# WHAT TO WORK ON
Set down the full listing exactly as given. Any pictures are to be left out.
──────────
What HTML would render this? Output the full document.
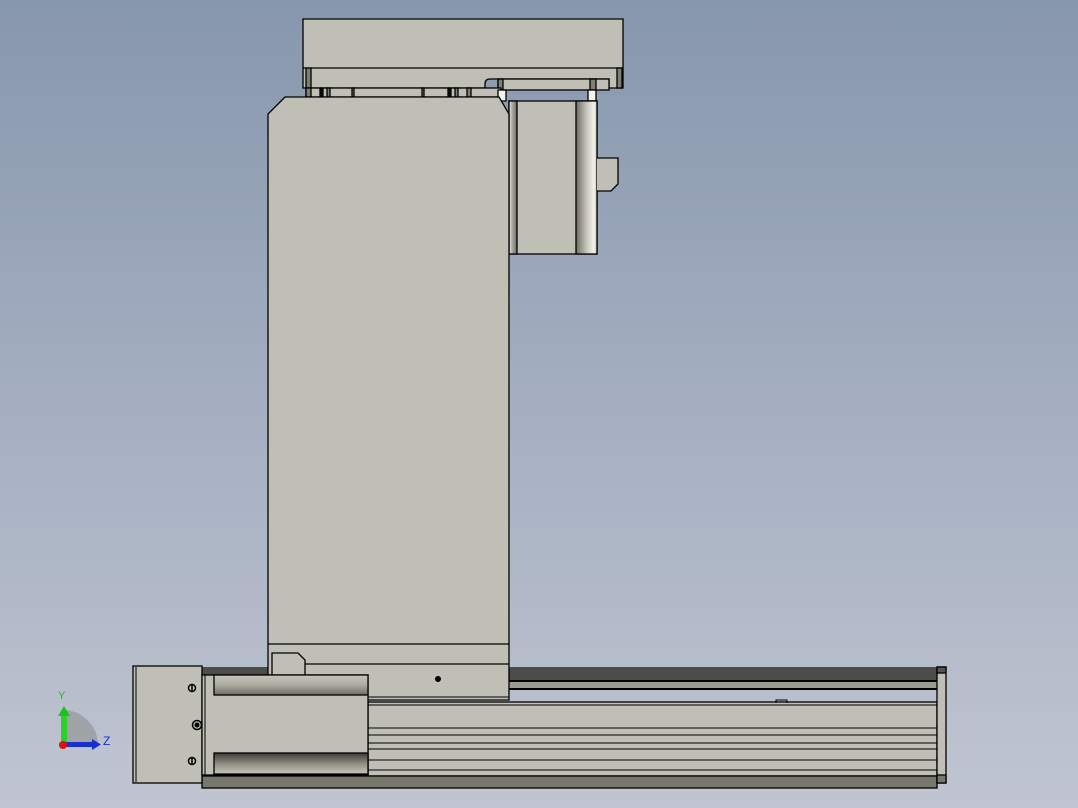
<!DOCTYPE html>
<html><head><meta charset="utf-8"><style>
html,body{margin:0;padding:0;width:1078px;height:808px;overflow:hidden}
body{background:linear-gradient(#8797ad 0%,#a7b1c2 55%,#c0c5d1 100%)}
svg{position:absolute;left:0;top:0}
</style></head><body>
<svg width="1078" height="808" viewBox="0 0 1078 808" xmlns="http://www.w3.org/2000/svg">
<defs>
<linearGradient id="cylH" x1="0" x2="1" y1="0" y2="0"><stop offset="0" stop-color="#6c6c60"/><stop offset=".5" stop-color="#c4c4ba"/><stop offset=".85" stop-color="#f2f2ea"/><stop offset="1" stop-color="#c9c9bf"/></linearGradient>
<linearGradient id="cylL" x1="0" x2="1"><stop offset="0" stop-color="#e8e8e0"/><stop offset=".4" stop-color="#aaaaa0"/><stop offset="1" stop-color="#6a6a5e"/></linearGradient>
<linearGradient id="railTop" x1="0" x2="0" y1="0" y2="1"><stop offset="0" stop-color="#c6c6bc"/><stop offset=".5" stop-color="#aaaaa0"/><stop offset="1" stop-color="#6e6e64"/></linearGradient>
<linearGradient id="railBot" x1="0" x2="0" y1="0" y2="1"><stop offset="0" stop-color="#3c3c36"/><stop offset=".5" stop-color="#8c8c82"/><stop offset="1" stop-color="#c6c6bc"/></linearGradient>
</defs>
<g stroke="#000" stroke-width="1.3" fill="#bfbfb6">
<!-- top plate -->
<path d="M303,19 H623 V88 H609 V79 H498 V79 H490 Q485,79 485,84 V88 H303 Z"/>
<line x1="303" y1="68" x2="623" y2="68"/>
<rect x="306" y="68" width="5" height="20" fill="#7d7d72"/>
<rect x="617" y="68" width="5" height="20" fill="#7d7d72"/>
<rect x="498" y="79" width="111" height="11"/>
<rect x="498" y="79" width="5" height="11" fill="#7d7d72"/>
<rect x="590" y="79" width="6" height="11" fill="#7d7d72"/>
<!-- spacers -->
<rect x="306" y="88" width="195" height="9"/>
<rect x="306" y="88" width="5" height="9" fill="#7d7d72"/>
<rect x="320" y="88" width="3" height="9" fill="#111"/>
<rect x="327" y="88" width="3" height="9" fill="#7d7d72"/>
<rect x="352" y="88" width="2" height="9" fill="#7d7d72"/>
<rect x="422" y="88" width="2" height="9" fill="#7d7d72"/>
<rect x="448" y="88" width="3" height="9" fill="#111"/>
<rect x="455" y="88" width="3" height="9" fill="#7d7d72"/>
<rect x="467" y="88" width="4" height="9" fill="#7d7d72"/>
<rect x="498" y="90" width="8" height="11" fill="#f4f4ee"/>
<rect x="588" y="90" width="8" height="11" fill="#f4f4ee"/>
<!-- motor block -->
<rect x="509" y="101" width="88" height="153"/>
<rect x="509" y="101" width="8" height="153" fill="url(#cylL)"/>
<rect x="576" y="101" width="21" height="153" fill="url(#cylH)"/>
<path d="M597,158 H618 V184 L611,191 H597"/>
<!-- top rails (behind) -->
<rect x="202" y="667" width="735" height="22" fill="#4c4c48" stroke="none"/>
<rect x="202" y="682" width="735" height="6" fill="#9b9b90" stroke="none"/>
<line x1="202" y1="681" x2="937" y2="681" stroke-width="2"/>
<line x1="202" y1="689" x2="937" y2="689" stroke-width="2"/>
<!-- column -->
<path d="M285,97 H499 L509,114 V700 H268 V114 Z"/>
<line x1="268" y1="644" x2="509" y2="644"/>
<line x1="305" y1="664" x2="509" y2="664"/>
<line x1="368" y1="697" x2="509" y2="697" stroke-width="1"/>
<path d="M272,675 V653 H298 L305,660 V675" fill="#bfbfb6"/>
<circle cx="438" cy="679" r="3" fill="#000" stroke="none"/>
<!-- body -->
<rect x="368" y="702" width="569" height="74"/>
<g stroke-width="1">
<line x1="368" y1="705" x2="937" y2="705"/>
<line x1="368" y1="728" x2="937" y2="728"/>
<line x1="368" y1="735" x2="937" y2="735"/>
<line x1="368" y1="743" x2="937" y2="743"/>
<line x1="368" y1="749" x2="937" y2="749"/>
<line x1="368" y1="760" x2="937" y2="760"/>
<line x1="368" y1="770" x2="937" y2="770"/>
</g>
<path d="M776,703 V700 H787 V703" fill="none" stroke-width="1"/>
<rect x="202" y="776" width="735" height="12" fill="#77776b"/>
<!-- end cap -->
<rect x="937" y="667" width="9" height="116" fill="#bfbfb6"/>
<rect x="937" y="667" width="9" height="6" fill="#555"/>
<rect x="937" y="775" width="9" height="8" fill="#77776b"/>
<!-- end block + carriage -->
<rect x="133" y="666" width="69" height="117"/>
<line x1="136" y1="667" x2="136" y2="782" stroke-width="1"/>
<rect x="202" y="675" width="166" height="100"/>
<rect x="214" y="675" width="154" height="20" fill="url(#railTop)"/>
<rect x="214" y="753" width="154" height="21" fill="url(#railBot)"/>
<line x1="205" y1="675" x2="205" y2="775" stroke-width="1"/>
</g>
<g fill="none" stroke="#000" stroke-width="1.5">
<circle cx="192" cy="688" r="3.5"/><line x1="192" y1="684" x2="192" y2="692"/>
<circle cx="192" cy="761" r="3.5"/><line x1="192" y1="757" x2="192" y2="765"/>
<circle cx="197" cy="725" r="4.5"/>
</g>
<circle cx="197" cy="725" r="2.5" fill="#000"/>
<!-- triad -->
<path d="M63,745 V710 A35,35 0 0 1 98,745 Z" fill="#9a9ca0" opacity=".8"/>
<rect x="61" y="714" width="6" height="31" fill="#2bd02b"/>
<path d="M58,716 L64,706 L70,716 Z" fill="#1ec01e"/>
<rect x="63" y="742" width="30" height="5" fill="#1a2fd0"/>
<path d="M92,739 L101,744.5 L92,750 Z" fill="#1a2fd0"/>
<circle cx="63" cy="745" r="4" fill="#e01010"/>
<text x="58" y="699" font-family="Liberation Sans, sans-serif" font-size="11" fill="#1fbf1f">Y</text>
<text x="103" y="745" font-family="Liberation Sans, sans-serif" font-size="12" fill="#1a2fd0">Z</text>
</svg>
</body></html>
──────────
# EXPECTED ANSWER
What HTML would render this? Output the full document.
<!DOCTYPE html>
<html><head><meta charset="utf-8"><style>
html,body{margin:0;padding:0;width:1078px;height:808px;overflow:hidden}
body{background:linear-gradient(#8797ad 0%,#a7b1c2 55%,#c0c5d1 100%)}
svg{position:absolute;left:0;top:0}
</style></head><body>
<svg width="1078" height="808" viewBox="0 0 1078 808" xmlns="http://www.w3.org/2000/svg">
<defs>
<linearGradient id="cylH" x1="0" x2="1" y1="0" y2="0"><stop offset="0" stop-color="#6c6c60"/><stop offset=".5" stop-color="#c4c4ba"/><stop offset=".85" stop-color="#f2f2ea"/><stop offset="1" stop-color="#c9c9bf"/></linearGradient>
<linearGradient id="cylL" x1="0" x2="1"><stop offset="0" stop-color="#e8e8e0"/><stop offset=".4" stop-color="#aaaaa0"/><stop offset="1" stop-color="#6a6a5e"/></linearGradient>
<linearGradient id="railTop" x1="0" x2="0" y1="0" y2="1"><stop offset="0" stop-color="#c6c6bc"/><stop offset=".5" stop-color="#aaaaa0"/><stop offset="1" stop-color="#6e6e64"/></linearGradient>
<linearGradient id="railBot" x1="0" x2="0" y1="0" y2="1"><stop offset="0" stop-color="#3c3c36"/><stop offset=".5" stop-color="#8c8c82"/><stop offset="1" stop-color="#c6c6bc"/></linearGradient>
</defs>
<g stroke="#000" stroke-width="1.3" fill="#bfbfb6">
<!-- top plate -->
<path d="M303,19 H623 V88 H609 V79 H498 V79 H490 Q485,79 485,84 V88 H303 Z"/>
<line x1="303" y1="68" x2="623" y2="68"/>
<rect x="306" y="68" width="5" height="20" fill="#7d7d72"/>
<rect x="617" y="68" width="5" height="20" fill="#7d7d72"/>
<rect x="498" y="79" width="111" height="11"/>
<rect x="498" y="79" width="5" height="11" fill="#7d7d72"/>
<rect x="590" y="79" width="6" height="11" fill="#7d7d72"/>
<!-- spacers -->
<rect x="306" y="88" width="195" height="9"/>
<rect x="306" y="88" width="5" height="9" fill="#7d7d72"/>
<rect x="320" y="88" width="3" height="9" fill="#111"/>
<rect x="327" y="88" width="3" height="9" fill="#7d7d72"/>
<rect x="352" y="88" width="2" height="9" fill="#7d7d72"/>
<rect x="422" y="88" width="2" height="9" fill="#7d7d72"/>
<rect x="448" y="88" width="3" height="9" fill="#111"/>
<rect x="455" y="88" width="3" height="9" fill="#7d7d72"/>
<rect x="467" y="88" width="4" height="9" fill="#7d7d72"/>
<rect x="498" y="90" width="8" height="11" fill="#f4f4ee"/>
<rect x="588" y="90" width="8" height="11" fill="#f4f4ee"/>
<!-- motor block -->
<rect x="509" y="101" width="88" height="153"/>
<rect x="509" y="101" width="8" height="153" fill="url(#cylL)"/>
<rect x="576" y="101" width="21" height="153" fill="url(#cylH)"/>
<path d="M597,158 H618 V184 L611,191 H597"/>
<!-- top rails (behind) -->
<rect x="202" y="667" width="735" height="22" fill="#4c4c48" stroke="none"/>
<rect x="202" y="682" width="735" height="6" fill="#9b9b90" stroke="none"/>
<line x1="202" y1="681" x2="937" y2="681" stroke-width="2"/>
<line x1="202" y1="689" x2="937" y2="689" stroke-width="2"/>
<!-- column -->
<path d="M285,97 H499 L509,114 V700 H268 V114 Z"/>
<line x1="268" y1="644" x2="509" y2="644"/>
<line x1="305" y1="664" x2="509" y2="664"/>
<line x1="368" y1="697" x2="509" y2="697" stroke-width="1"/>
<path d="M272,675 V653 H298 L305,660 V675" fill="#bfbfb6"/>
<circle cx="438" cy="679" r="3" fill="#000" stroke="none"/>
<!-- body -->
<rect x="368" y="702" width="569" height="74"/>
<g stroke-width="1">
<line x1="368" y1="705" x2="937" y2="705"/>
<line x1="368" y1="728" x2="937" y2="728"/>
<line x1="368" y1="735" x2="937" y2="735"/>
<line x1="368" y1="743" x2="937" y2="743"/>
<line x1="368" y1="749" x2="937" y2="749"/>
<line x1="368" y1="760" x2="937" y2="760"/>
<line x1="368" y1="770" x2="937" y2="770"/>
</g>
<path d="M776,703 V700 H787 V703" fill="none" stroke-width="1"/>
<rect x="202" y="776" width="735" height="12" fill="#77776b"/>
<!-- end cap -->
<rect x="937" y="667" width="9" height="116" fill="#bfbfb6"/>
<rect x="937" y="667" width="9" height="6" fill="#555"/>
<rect x="937" y="775" width="9" height="8" fill="#77776b"/>
<!-- end block + carriage -->
<rect x="133" y="666" width="69" height="117"/>
<line x1="136" y1="667" x2="136" y2="782" stroke-width="1"/>
<rect x="202" y="675" width="166" height="100"/>
<rect x="214" y="675" width="154" height="20" fill="url(#railTop)"/>
<rect x="214" y="753" width="154" height="21" fill="url(#railBot)"/>
<line x1="205" y1="675" x2="205" y2="775" stroke-width="1"/>
</g>
<g fill="none" stroke="#000" stroke-width="1.5">
<circle cx="192" cy="688" r="3.5"/><line x1="192" y1="684" x2="192" y2="692"/>
<circle cx="192" cy="761" r="3.5"/><line x1="192" y1="757" x2="192" y2="765"/>
<circle cx="197" cy="725" r="4.5"/>
</g>
<circle cx="197" cy="725" r="2.5" fill="#000"/>
<!-- triad -->
<path d="M63,745 V710 A35,35 0 0 1 98,745 Z" fill="#9a9ca0" opacity=".8"/>
<rect x="61" y="714" width="6" height="31" fill="#2bd02b"/>
<path d="M58,716 L64,706 L70,716 Z" fill="#1ec01e"/>
<rect x="63" y="742" width="30" height="5" fill="#1a2fd0"/>
<path d="M92,739 L101,744.5 L92,750 Z" fill="#1a2fd0"/>
<circle cx="63" cy="745" r="4" fill="#e01010"/>
<text x="58" y="699" font-family="Liberation Sans, sans-serif" font-size="11" fill="#1fbf1f">Y</text>
<text x="103" y="745" font-family="Liberation Sans, sans-serif" font-size="12" fill="#1a2fd0">Z</text>
</svg>
</body></html>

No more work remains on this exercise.